+++ EXTRACTED INFORMATION +++

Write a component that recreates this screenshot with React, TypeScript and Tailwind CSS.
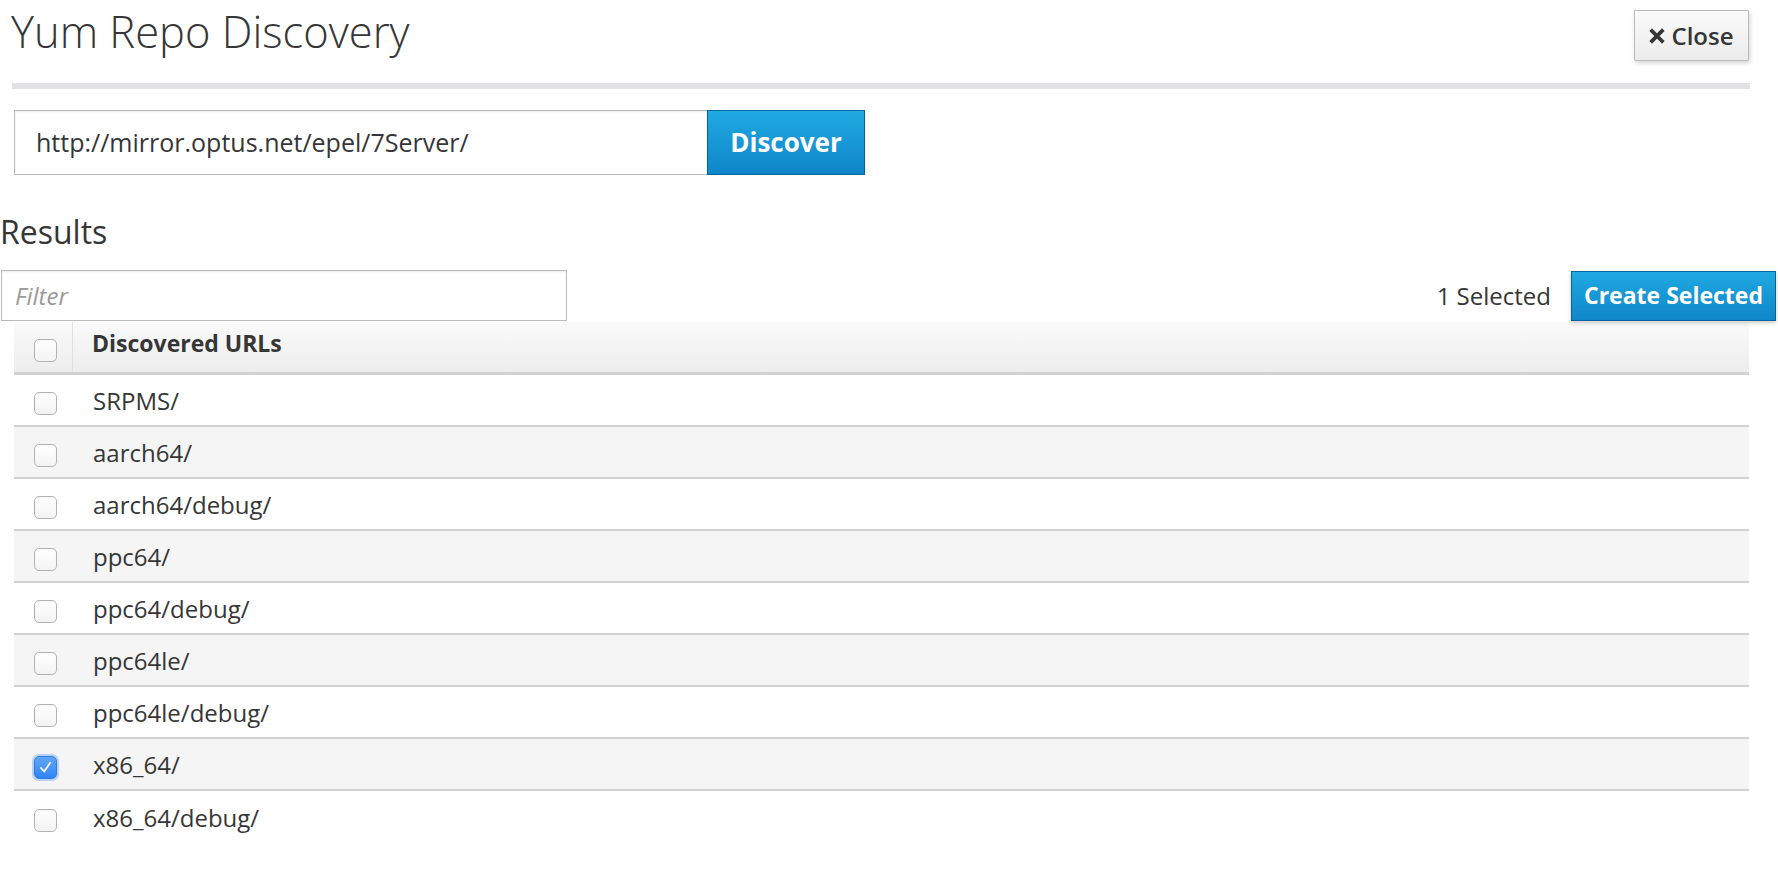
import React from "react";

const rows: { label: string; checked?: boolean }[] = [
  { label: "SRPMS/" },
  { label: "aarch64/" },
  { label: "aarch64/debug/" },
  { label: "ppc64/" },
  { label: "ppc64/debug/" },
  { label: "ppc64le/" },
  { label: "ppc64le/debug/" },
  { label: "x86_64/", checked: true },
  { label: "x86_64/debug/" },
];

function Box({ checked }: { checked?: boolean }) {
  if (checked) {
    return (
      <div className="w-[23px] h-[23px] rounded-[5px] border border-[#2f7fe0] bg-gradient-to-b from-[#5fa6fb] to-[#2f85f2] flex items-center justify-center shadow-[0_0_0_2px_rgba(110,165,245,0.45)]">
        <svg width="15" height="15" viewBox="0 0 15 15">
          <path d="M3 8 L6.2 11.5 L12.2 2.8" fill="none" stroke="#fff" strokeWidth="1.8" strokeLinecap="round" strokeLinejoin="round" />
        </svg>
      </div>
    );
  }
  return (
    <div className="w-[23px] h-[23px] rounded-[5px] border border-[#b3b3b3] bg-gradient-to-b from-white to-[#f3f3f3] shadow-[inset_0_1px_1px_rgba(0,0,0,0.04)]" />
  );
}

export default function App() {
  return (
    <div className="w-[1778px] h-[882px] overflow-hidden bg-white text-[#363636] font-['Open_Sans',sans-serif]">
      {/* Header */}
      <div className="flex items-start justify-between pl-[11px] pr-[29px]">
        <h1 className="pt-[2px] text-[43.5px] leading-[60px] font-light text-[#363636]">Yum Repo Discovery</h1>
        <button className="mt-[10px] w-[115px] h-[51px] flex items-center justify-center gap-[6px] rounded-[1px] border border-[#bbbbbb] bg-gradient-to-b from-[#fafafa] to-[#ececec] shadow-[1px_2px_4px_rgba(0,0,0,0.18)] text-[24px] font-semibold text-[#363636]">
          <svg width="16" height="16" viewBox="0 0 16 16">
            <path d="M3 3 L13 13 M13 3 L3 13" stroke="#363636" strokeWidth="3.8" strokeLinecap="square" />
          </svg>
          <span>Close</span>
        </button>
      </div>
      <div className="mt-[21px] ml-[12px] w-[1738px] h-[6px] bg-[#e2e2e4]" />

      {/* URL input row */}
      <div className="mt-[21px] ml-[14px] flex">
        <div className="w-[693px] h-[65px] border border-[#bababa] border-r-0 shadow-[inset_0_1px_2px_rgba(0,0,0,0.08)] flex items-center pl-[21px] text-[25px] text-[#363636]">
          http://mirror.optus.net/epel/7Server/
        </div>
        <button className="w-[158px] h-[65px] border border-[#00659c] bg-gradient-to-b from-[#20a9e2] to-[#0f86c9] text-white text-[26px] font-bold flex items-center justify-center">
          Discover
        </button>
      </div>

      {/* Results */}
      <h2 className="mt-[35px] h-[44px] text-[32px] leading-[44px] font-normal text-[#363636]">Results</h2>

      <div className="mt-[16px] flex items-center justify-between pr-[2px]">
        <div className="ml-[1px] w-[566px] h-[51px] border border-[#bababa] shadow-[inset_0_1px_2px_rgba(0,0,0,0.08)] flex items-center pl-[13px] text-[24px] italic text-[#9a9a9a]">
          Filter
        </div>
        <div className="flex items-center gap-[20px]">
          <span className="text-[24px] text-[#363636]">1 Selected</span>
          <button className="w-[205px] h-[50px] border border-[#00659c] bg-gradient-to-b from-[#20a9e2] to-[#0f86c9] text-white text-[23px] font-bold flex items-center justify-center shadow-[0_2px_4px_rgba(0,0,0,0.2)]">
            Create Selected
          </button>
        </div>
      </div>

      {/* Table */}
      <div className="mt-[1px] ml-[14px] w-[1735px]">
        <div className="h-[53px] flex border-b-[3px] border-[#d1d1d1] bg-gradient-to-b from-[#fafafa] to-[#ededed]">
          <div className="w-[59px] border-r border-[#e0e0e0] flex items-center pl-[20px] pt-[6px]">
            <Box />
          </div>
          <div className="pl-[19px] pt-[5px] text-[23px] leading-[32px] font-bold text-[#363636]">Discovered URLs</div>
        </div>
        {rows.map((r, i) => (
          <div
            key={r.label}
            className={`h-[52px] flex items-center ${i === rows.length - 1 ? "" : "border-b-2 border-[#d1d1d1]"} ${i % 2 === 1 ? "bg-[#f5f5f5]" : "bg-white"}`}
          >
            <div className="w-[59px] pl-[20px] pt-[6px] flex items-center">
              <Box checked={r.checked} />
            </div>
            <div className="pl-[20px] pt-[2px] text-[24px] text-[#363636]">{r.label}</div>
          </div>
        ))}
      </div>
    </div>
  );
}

+++
+++ EXTRACTED INFORMATION +++

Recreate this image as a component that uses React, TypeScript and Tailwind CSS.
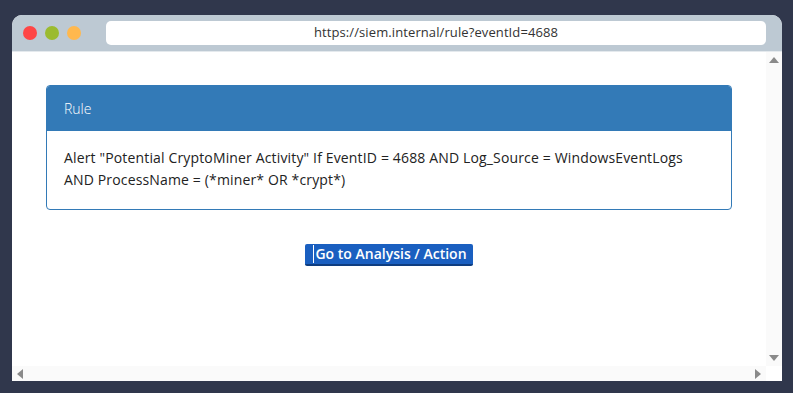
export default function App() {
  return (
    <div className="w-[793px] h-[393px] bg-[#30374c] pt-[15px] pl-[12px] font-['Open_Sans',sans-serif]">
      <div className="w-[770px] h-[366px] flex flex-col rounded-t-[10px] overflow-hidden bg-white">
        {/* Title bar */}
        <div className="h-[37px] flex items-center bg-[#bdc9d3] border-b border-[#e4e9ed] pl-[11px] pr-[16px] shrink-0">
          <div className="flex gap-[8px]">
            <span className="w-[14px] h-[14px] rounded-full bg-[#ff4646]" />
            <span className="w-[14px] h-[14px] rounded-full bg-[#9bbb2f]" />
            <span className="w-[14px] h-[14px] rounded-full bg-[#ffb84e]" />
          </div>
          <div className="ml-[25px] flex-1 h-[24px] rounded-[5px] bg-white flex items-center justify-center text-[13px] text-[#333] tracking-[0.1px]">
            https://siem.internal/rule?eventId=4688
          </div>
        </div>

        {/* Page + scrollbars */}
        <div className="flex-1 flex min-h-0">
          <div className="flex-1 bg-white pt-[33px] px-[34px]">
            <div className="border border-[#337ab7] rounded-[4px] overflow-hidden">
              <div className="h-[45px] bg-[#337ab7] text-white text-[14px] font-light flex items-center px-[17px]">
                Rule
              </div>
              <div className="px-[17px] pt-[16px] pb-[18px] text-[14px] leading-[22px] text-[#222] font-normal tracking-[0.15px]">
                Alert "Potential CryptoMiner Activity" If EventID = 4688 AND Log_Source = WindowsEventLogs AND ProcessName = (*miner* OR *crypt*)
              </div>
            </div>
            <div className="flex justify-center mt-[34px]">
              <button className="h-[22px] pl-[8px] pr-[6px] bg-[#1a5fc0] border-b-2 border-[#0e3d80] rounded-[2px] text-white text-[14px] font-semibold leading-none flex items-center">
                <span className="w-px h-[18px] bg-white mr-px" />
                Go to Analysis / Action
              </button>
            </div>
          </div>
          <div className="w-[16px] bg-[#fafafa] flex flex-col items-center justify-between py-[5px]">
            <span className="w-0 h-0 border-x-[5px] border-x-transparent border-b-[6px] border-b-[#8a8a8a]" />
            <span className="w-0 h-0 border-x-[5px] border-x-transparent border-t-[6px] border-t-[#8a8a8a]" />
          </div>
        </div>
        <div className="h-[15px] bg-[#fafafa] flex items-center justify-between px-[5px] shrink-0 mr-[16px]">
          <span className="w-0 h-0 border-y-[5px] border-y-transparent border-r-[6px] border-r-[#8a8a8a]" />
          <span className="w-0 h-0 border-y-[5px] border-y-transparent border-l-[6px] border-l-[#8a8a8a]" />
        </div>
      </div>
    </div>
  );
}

+++

WRITTEN INSTRUCTION =
Leave out the pictures and give again exactly the lines from the one with "Write a component" through the one with "import React from", and no others.

RESULT FOR THIS EXERCISE =
Write a component that recreates this screenshot with React, TypeScript and Tailwind CSS.
import React from "react";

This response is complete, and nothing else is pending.